Me despertó el latido amenazante del reloj, con la sensación de habersido vencida por el destino. Las cortinas abiertas de la ventana mostraban un amanecer envuelto en una niebla blanda, que dejaba churretones húmedos en los cristales. El día prometía gris con mucha agua.
Mientras dejaba pasar indecisa unos minutos, sentí como las alas del – todavía – presente sueño rozaba mis párpados, y me abandoné a las imágenes que trae siempre la palabra lluvia, tan cerca de mí y tan constante. Lluvia que se había presentado doblada en dos: llanto, letanía triste, zumbido lacerante; temor, repetida sumisión, hasta tener que ganarse su presencia. Silencioso roce frente a una fuerza dominadora que destruye, inundando exigente nuestros deseos, que se impone engendrando contradictorias vidas.
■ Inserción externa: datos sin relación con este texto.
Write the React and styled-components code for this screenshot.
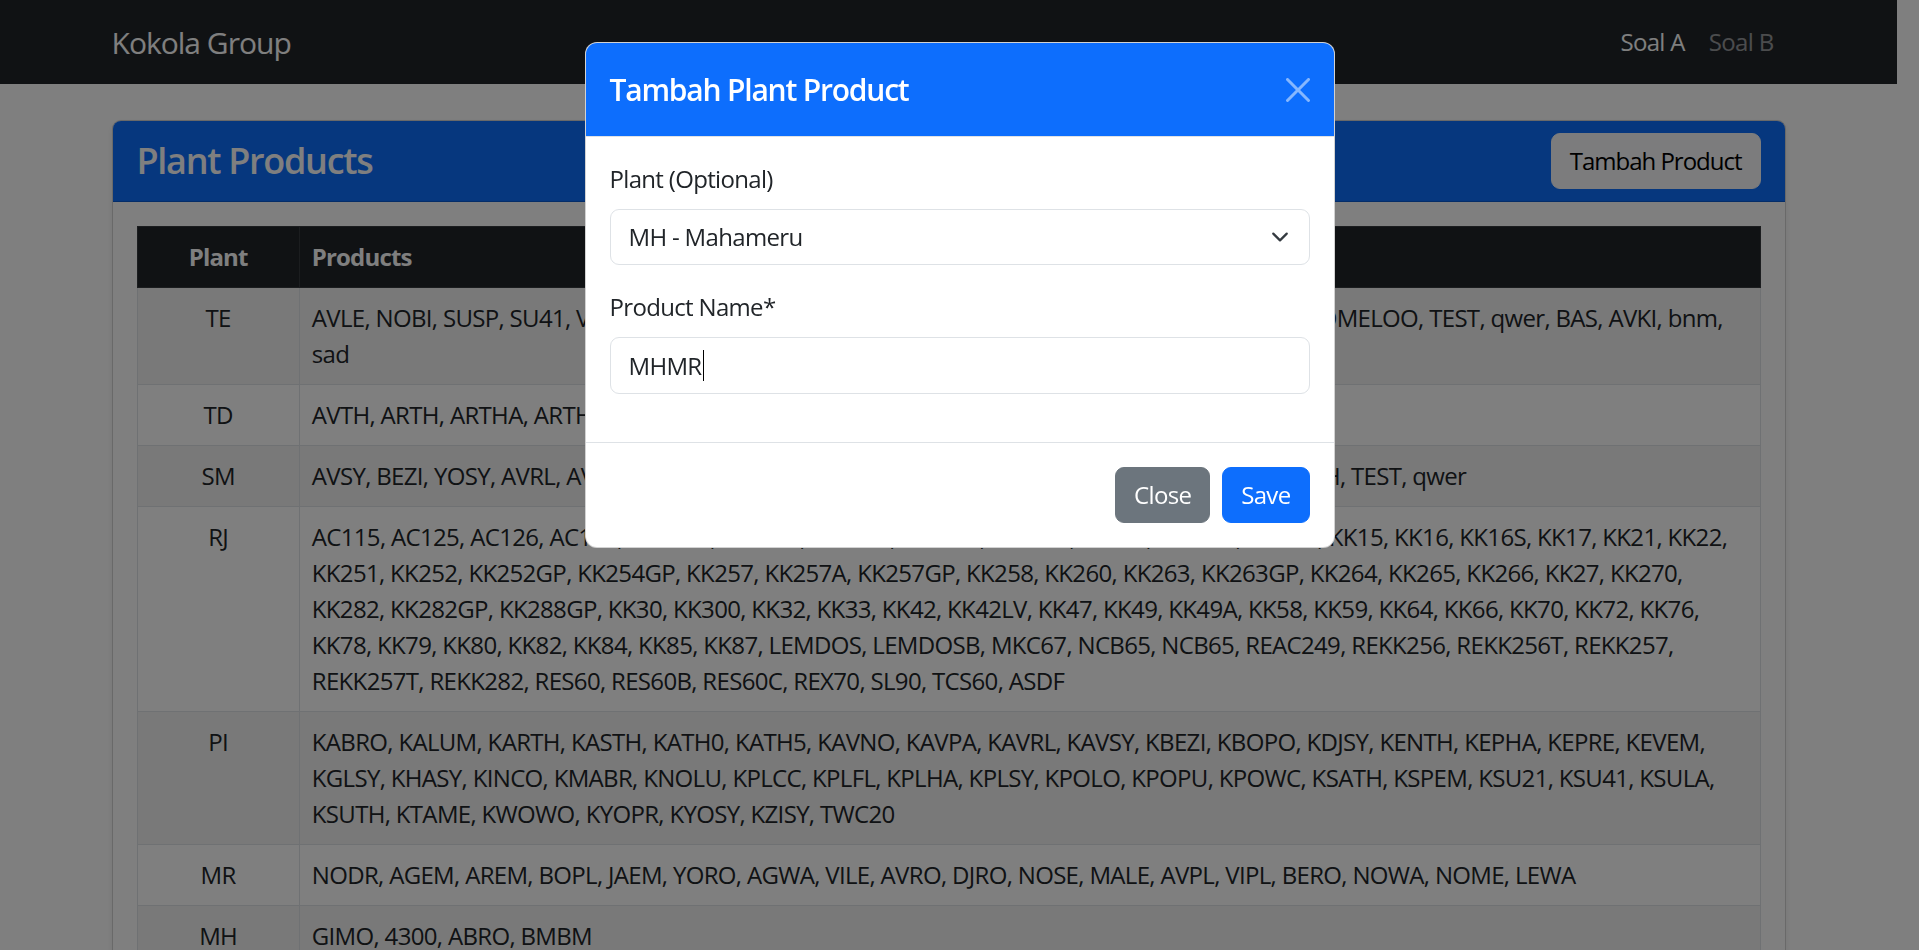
import React from "react";
import styled, { createGlobalStyle } from "styled-components";

const GlobalStyle = createGlobalStyle`
  *, *::before, *::after { box-sizing: border-box; }
  html, body { margin: 0; height: 100%; }
  body {
    font-family: "Open Sans", "Noto Sans", sans-serif;
    font-size: 24px;
    line-height: 1.5;
    letter-spacing: -0.028em;
    color: #212529;
    background: #fff;
    padding-right: 22px;
    overflow: hidden;
  }
`;

const Navbar = styled.nav`
  background: #212529;
  padding: 12px 0;
`;

const Container = styled.div`
  max-width: 1710px;
  margin: ${(p) => (p.$top ? `${p.$top}px auto 0` : "0 auto")};
  padding: 0 18px;
`;

const NavInner = styled(Container)`
  display: flex;
  align-items: center;
  justify-content: space-between;
`;

const Brand = styled.a`
  font-size: 30px;
  line-height: 45px;
  padding: 7.5px 0;
  margin-right: 24px;
  color: #fff;
  letter-spacing: -0.033em;
  text-decoration: none;
`;

const NavLinks = styled.div`
  display: flex;
`;

const NavLink = styled.a`
  display: block;
  padding: 12px;
  color: ${(p) => (p.$active ? "#fff" : "rgba(255,255,255,0.55)")};
  text-decoration: none;
`;

const Card = styled.section`
  background: #fff;
  border: 1px solid rgba(0, 0, 0, 0.175);
  border-radius: 9px;
  box-shadow: 0 3px 6px rgba(0, 0, 0, 0.075);
`;

const CardHeader = styled.header`
  display: flex;
  align-items: center;
  justify-content: space-between;
  background: #0d6efd;
  color: #fff;
  padding: 12px 24px;
  border-bottom: 1px solid rgba(0, 0, 0, 0.175);
  border-radius: 8px 8px 0 0;
`;

const CardTitle = styled.h4`
  margin: 0;
  font-size: 36px;
  font-weight: 600;
  line-height: 1.2;
  letter-spacing: -0.036em;
`;

const Button = styled.button`
  font-family: inherit;
  font-size: 24px;
  line-height: 36px;
  letter-spacing: ${(p) => p.$ls || "inherit"};
  padding: 9px 18px;
  border-radius: 9px;
  border: 1px solid ${(p) => p.$bg};
  background: ${(p) => p.$bg};
  color: ${(p) => p.$fg};
  margin: ${(p) => (p.$gap ? "6px" : "0")};
  cursor: pointer;
`;

const CardBody = styled.div`
  padding: 24px;
`;

const Table = styled.table`
  width: 100%;
  border-collapse: collapse;
  margin-bottom: 24px;
`;

const Th = styled.th`
  background: #212529;
  color: #fff;
  font-weight: 700;
  letter-spacing: -0.035em;
  padding: 12px;
  border: 1px solid #373b3e;
  vertical-align: top;
  text-align: ${(p) => (p.$center ? "center" : "left")};
  width: ${(p) => p.$width || "auto"};
`;

const Row = styled.tr`
  &:nth-of-type(odd) td {
    background: #f2f2f2;
  }
`;

const Td = styled.td`
  padding: 12px;
  border: 1px solid #dee2e6;
  vertical-align: top;
  text-align: ${(p) => (p.$center ? "center" : "left")};
`;

/* ---------- modal ---------- */

const Backdrop = styled.div`
  position: fixed;
  inset: 0;
  background: rgba(0, 0, 0, 0.5);
  z-index: 1050;
`;

const ModalLayer = styled.div`
  position: fixed;
  inset: 0;
  z-index: 1055;
  overflow: hidden;
`;

const Dialog = styled.div`
  width: 750px;
  margin: 42px auto;
`;

const ModalContent = styled.div`
  background: #fff;
  border: 1px solid rgba(0, 0, 0, 0.175);
  border-radius: 12px;
  overflow: hidden;
`;

const ModalHeader = styled.div`
  display: flex;
  align-items: center;
  background: #0d6efd;
  color: #fff;
  padding: 24px;
  border-bottom: 1px solid #dee2e6;
`;

const ModalTitle = styled.h5`
  margin: 0;
  font-size: 30px;
  font-weight: 600;
  line-height: 1.5;
  letter-spacing: -0.04em;
`;

const CloseX = styled.button`
  margin: -12px -6px -12px auto;
  width: 36px;
  height: 36px;
  padding: 6px;
  border: 0;
  background: transparent;
  opacity: 0.5;
  display: flex;
  cursor: pointer;
  svg { width: 24px; height: 24px; }
`;

const ModalBody = styled.div`
  padding: 24px;
`;

const Field = styled.div`
  margin-bottom: 24px;
`;

const Label = styled.label`
  display: block;
  margin-bottom: 12px;
`;

const SelectWrap = styled.div`
  position: relative;
  svg {
    position: absolute;
    right: 18px;
    top: 50%;
    width: 24px;
    height: 18px;
    margin-top: -9px;
    pointer-events: none;
  }
`;

const Select = styled.select`
  appearance: none;
  display: block;
  width: 100%;
  font-family: inherit;
  font-size: 24px;
  line-height: 36px;
  letter-spacing: inherit;
  color: #212529;
  padding: 9px 54px 9px 18px;
  background: #fff;
  border: 1px solid #dee2e6;
  border-radius: 9px;
  outline: none;
`;

const TextBox = styled.div`
  display: flex;
  align-items: center;
  width: 100%;
  padding: 9px 18px;
  min-height: 57px;
  line-height: 36px;
  border: 1px solid #dee2e6;
  border-radius: 9px;
  background: #fff;
`;

const Caret = styled.span`
  display: inline-block;
  width: 1px;
  height: 31px;
  background: #000;
  margin-left: 1px;
`;

const ModalFooter = styled.div`
  display: flex;
  justify-content: flex-end;
  align-items: center;
  padding: 18px;
  border-top: 1px solid #dee2e6;
`;

const rows = [
  {
    plant: "TE",
    products: "AVLE, NOBI, SUSP, SU41, VIPL, BEBO, SUKA, AVRO, DJRO, NOSE, MALE, AVPL, BERO, NOWA, KI, DOMELOO, TEST, qwer, BAS, AVKI, bnm, sad",
  },
  {
    plant: "TD",
    products: "AVTH, ARTH, ARTHA, ARTHB, BOTH, KUTH, SATH, DJTH, NOTH, MATH, TEST, qwer",
  },
  {
    plant: "SM",
    products: "AVSY, BEZI, YOSY, AVRL, AVLE, NOBI, SUSP, SU411, VILE, BERO, NOWA, NOME, LEWA, AGWA, AVTH, TEST, qwer",
  },
  {
    plant: "RJ",
    products:
      "AC115, AC125, AC126, AC130, BB1100, CSE100, CSE214, CSE300, CSE310, CL310, CLZ001, KN400, KK15, KK16, KK16S, KK17, KK21, KK22, KK251, KK252, KK252GP, KK254GP, KK257, KK257A, KK257GP, KK258, KK260, KK263, KK263GP, KK264, KK265, KK266, KK27, KK270, KK282, KK282GP, KK288GP, KK30, KK300, KK32, KK33, KK42, KK42LV, KK47, KK49, KK49A, KK58, KK59, KK64, KK66, KK70, KK72, KK76, KK78, KK79, KK80, KK82, KK84, KK85, KK87, LEMDOS, LEMDOSB, MKC67, NCB65, NCB65, REAC249, REKK256, REKK256T, REKK257, REKK257T, REKK282, RES60, RES60B, RES60C, REX70, SL90, TCS60, ASDF",
  },
  {
    plant: "PI",
    products:
      "KABRO, KALUM, KARTH, KASTH, KATH0, KATH5, KAVNO, KAVPA, KAVRL, KAVSY, KBEZI, KBOPO, KDJSY, KENTH, KEPHA, KEPRE, KEVEM, KGLSY, KHASY, KINCO, KMABR, KNOLU, KPLCC, KPLFL, KPLHA, KPLSY, KPOLO, KPOPU, KPOWC, KSATH, KSPEM, KSU21, KSU41, KSULA, KSUTH, KTAME, KWOWO, KYOPR, KYOSY, KZISY, TWC20",
  },
  {
    plant: "MR",
    products: "NODR, AGEM, AREM, BOPL, JAEM, YORO, AGWA, VILE, AVRO, DJRO, NOSE, MALE, AVPL, VIPL, BERO, NOWA, NOME, LEWA",
  },
  { plant: "MH", products: "GIMO, 4300, ABRO, BMBM" },
  { plant: "KB", products: "KBAB, KBAC, KBAD" },
];

export default function App() {
  return (
    <>
      <GlobalStyle />
      <Navbar>
        <NavInner>
          <Brand href="#">Kokola Group</Brand>
          <NavLinks>
            <NavLink $active href="#">Soal A</NavLink>
            <NavLink href="#">Soal B</NavLink>
          </NavLinks>
        </NavInner>
      </Navbar>

      <Container $top={36}>
        <Card>
          <CardHeader>
            <CardTitle>Plant Products</CardTitle>
            <Button $bg="#f8f9fa" $fg="#000" $ls="-0.042em">Tambah Product</Button>
          </CardHeader>
          <CardBody>
            <Table>
              <thead>
                <tr>
                  <Th $center $width="10%">Plant</Th>
                  <Th>Products</Th>
                </tr>
              </thead>
              <tbody>
                {rows.map((r) => (
                  <Row key={r.plant}>
                    <Td $center>{r.plant}</Td>
                    <Td>{r.products}</Td>
                  </Row>
                ))}
              </tbody>
            </Table>
          </CardBody>
        </Card>
      </Container>

      <Backdrop />
      <ModalLayer>
        <Dialog role="dialog" aria-modal="true">
          <ModalContent>
            <ModalHeader>
              <ModalTitle>Tambah Plant Product</ModalTitle>
              <CloseX aria-label="Close">
                <svg viewBox="0 0 16 16" fill="#fff">
                  <path d="M.293.293a1 1 0 0 1 1.414 0L8 6.586 14.293.293a1 1 0 1 1 1.414 1.414L9.414 8l6.293 6.293a1 1 0 0 1-1.414 1.414L8 9.414l-6.293 6.293a1 1 0 0 1-1.414-1.414L6.586 8 .293 1.707a1 1 0 0 1 0-1.414z" />
                </svg>
              </CloseX>
            </ModalHeader>
            <ModalBody>
              <Field>
                <Label htmlFor="plant">Plant (Optional)</Label>
                <SelectWrap>
                  <Select id="plant" defaultValue="MH">
                    <option value="">-- Pilih Plant --</option>
                    <option value="TE">TE - Tegal</option>
                    <option value="MH">MH - Mahameru</option>
                  </Select>
                  <svg viewBox="0 0 16 16" fill="none" stroke="#343a40" strokeWidth="2" strokeLinecap="round" strokeLinejoin="round">
                    <path d="m2 5 6 6 6-6" />
                  </svg>
                </SelectWrap>
              </Field>
              <Field>
                <Label>Product Name*</Label>
                <TextBox role="textbox">
                  MHMR
                  <Caret />
                </TextBox>
              </Field>
            </ModalBody>
            <ModalFooter>
              <Button $gap $bg="#6c757d" $fg="#fff">Close</Button>
              <Button $gap $bg="#0d6efd" $fg="#fff">Save</Button>
            </ModalFooter>
          </ModalContent>
        </Dialog>
      </ModalLayer>
    </>
  );
}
Siento muy cerca la palabra lluvia, abriendo camino, disipando la niebla que su presencia lleva consigo. Yo, más que dejarme rozar me entrego a ella. No hay elección posible. Antes de despertar me impone con frecuencia su presencia, silenciosa o impulsiva, mansa, también alegre, o esbozando futuros inciertos, sin olvidar la vida que empieza en ella. Imágenes que me hace llegar hasta hacerme ver que la lluvia, al igual que la felicidad, recoge diferentes frutos de su siembra. La lluvia, siempre contradictoria, siempre presente.